Since my picky eater is (mostly) a fan of rice, I’ve been riding the stir-fry train lately. Stir-fries are generally easy (and nutritious too), but I know that even quick prep can seem like a lot after a long day. When the meal is mostly already cooked, though, I guarantee you won’t be thinking about the takeout menu.
These make-ahead stir-fry freezer packs are a cinch to prep and they’re also mix and match. The sauce and veggies can be paired in any combination, with any type of protein — or none at all. Because come Wednesday, you want easy. This kind of easy.
Related: How to freeze meals: Tips and freezer-friendly recipes so you’ll always know what’s for dinner.
Stir-Fry Freezer Packs in 3 Easy Steps:
1. Prep and freeze the veggies.
Exact amounts are really up to you, but for a double batch of four servings, I suggest prepping five to six cups of raw vegetables.
A huge part of saving time the night of is getting the chopping done ahead of time. A lot of stir-fry vegetables — sugar snap peas, bell peppers, onions — can simply be cut, sealed in a bag, and tossed in the freezer. But heartier vegetables that can also be included, like broccoli, asparagus, and zucchini, should be quickly blanched before freezing. That way, your meal comes together in minutes when you’re ready to cook.
To blanch: Drop the veggies in salted boiling water and cook until the vegetables are brightly colored, tender, but still firm — you don’t want them to be mushy. Immediately transfer the vegetables to a bowl of ice water to stop them from cooking. Then drain and spread on a baking sheet or plate to finish cooling. Once cool, separate the veggies into portions in whatever combination you want to use them, seal in a bag, and throw in the freezer. Be sure to press out as much air as possible when freezing.
Related: A week of easy dinner recipes using store-bought rotisserie chicken.
2. Cook and freeze the rice.
For a double batch of four servings, cook two cups of long grain white rice, which typically yields about six cups of cooked rice (note that brown rice will give you a smaller yield).
Cooking rice can feel like an eternity when your kids are starving. But if you make a double batch, you have minute-style rice at the ready.
To cook rice ahead: Cook according to the package instructions or try my favorite method, Foolproof Long Grain Rice at Epicurious. Once done, let the rice completely cool, then divide it into portions and pack it in resealable bags or airtight containers to store in the freezer.
To reheat frozen rice: Slide the rice from the bag into a microwave-safe container and add a small splash of water to prevent moisture loss. Then, heat in one-minute intervals, stirring between each one. You can also do this in a pot on the stovetop, though it will take a while. Keep the heat low until the rice thaws enough to break apart to avoid scorching the bottom of your pot or the frozen rice.

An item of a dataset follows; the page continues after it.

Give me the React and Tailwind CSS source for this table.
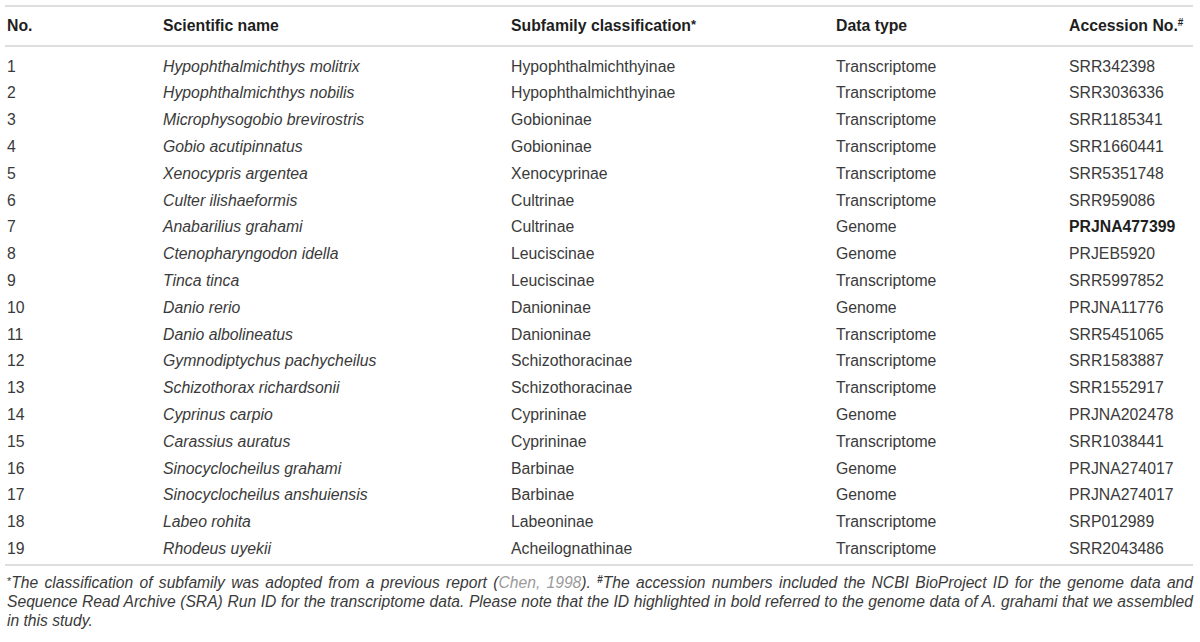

3. Mix and freeze the sauce.
For a double batch of four servings, aim for about one and a half cups of sauce.
To make a stir-fry sauce, simply mix all of your ingredients in a freezable jar, shake, and and pop in the freezer (you can also transfer the sauce to a baggie and freeze it flat if you don’t have a lot of freezer space). If you don’t already have a go-to sauce, try this kid-friendly Maple Ginger Stir Fry Sauce at Sweet Peas and Saffron (above). Bonus: The post has six other killer sauces and recipes to try.
Or get creative with a recipe like this Best Stir Fry Sauce at Gimme Some Oven. Play around with it by substituting honey for brown sugar, adding a teaspoon of fish sauce (which adds a wonderful, non-fishy savory flavor) or mixing in Sriracha for the grown ups. For two dinners, double the amount Allie lists in the recipe.
Time to make…the stir-fry!
Truth be told, using these stir-fry freezer packs takes a little bit of forethought: The best way to thaw each component is to place a portion in the fridge on the morning of the day you want to eat stir-fry for dinner. (Although, note that the rice can go straight from the freezer to the microwave.)
Once thawed, throw the veggies and a fresh protein, like chicken, steak or tofu, if using, into a wok with some minced garlic, chopped shallot, or sliced onion (if one of those isn’t already in your veggie freezer packs). Once nearly cooked, add the sauce, toss, and serve over warmed rice. Unless, of course, you want to go fried rice style, in which case, throw the rice in with the sauce too.
If you want to look at a specific recipe to get a more specific sense of steps and timing, check out this one for Chicken and Basil Stir-Fry at Martha Stewart (pictured). It’s one of our favorites, and the process for making it is pretty much the same you’d use for any stir-fry. Done and done!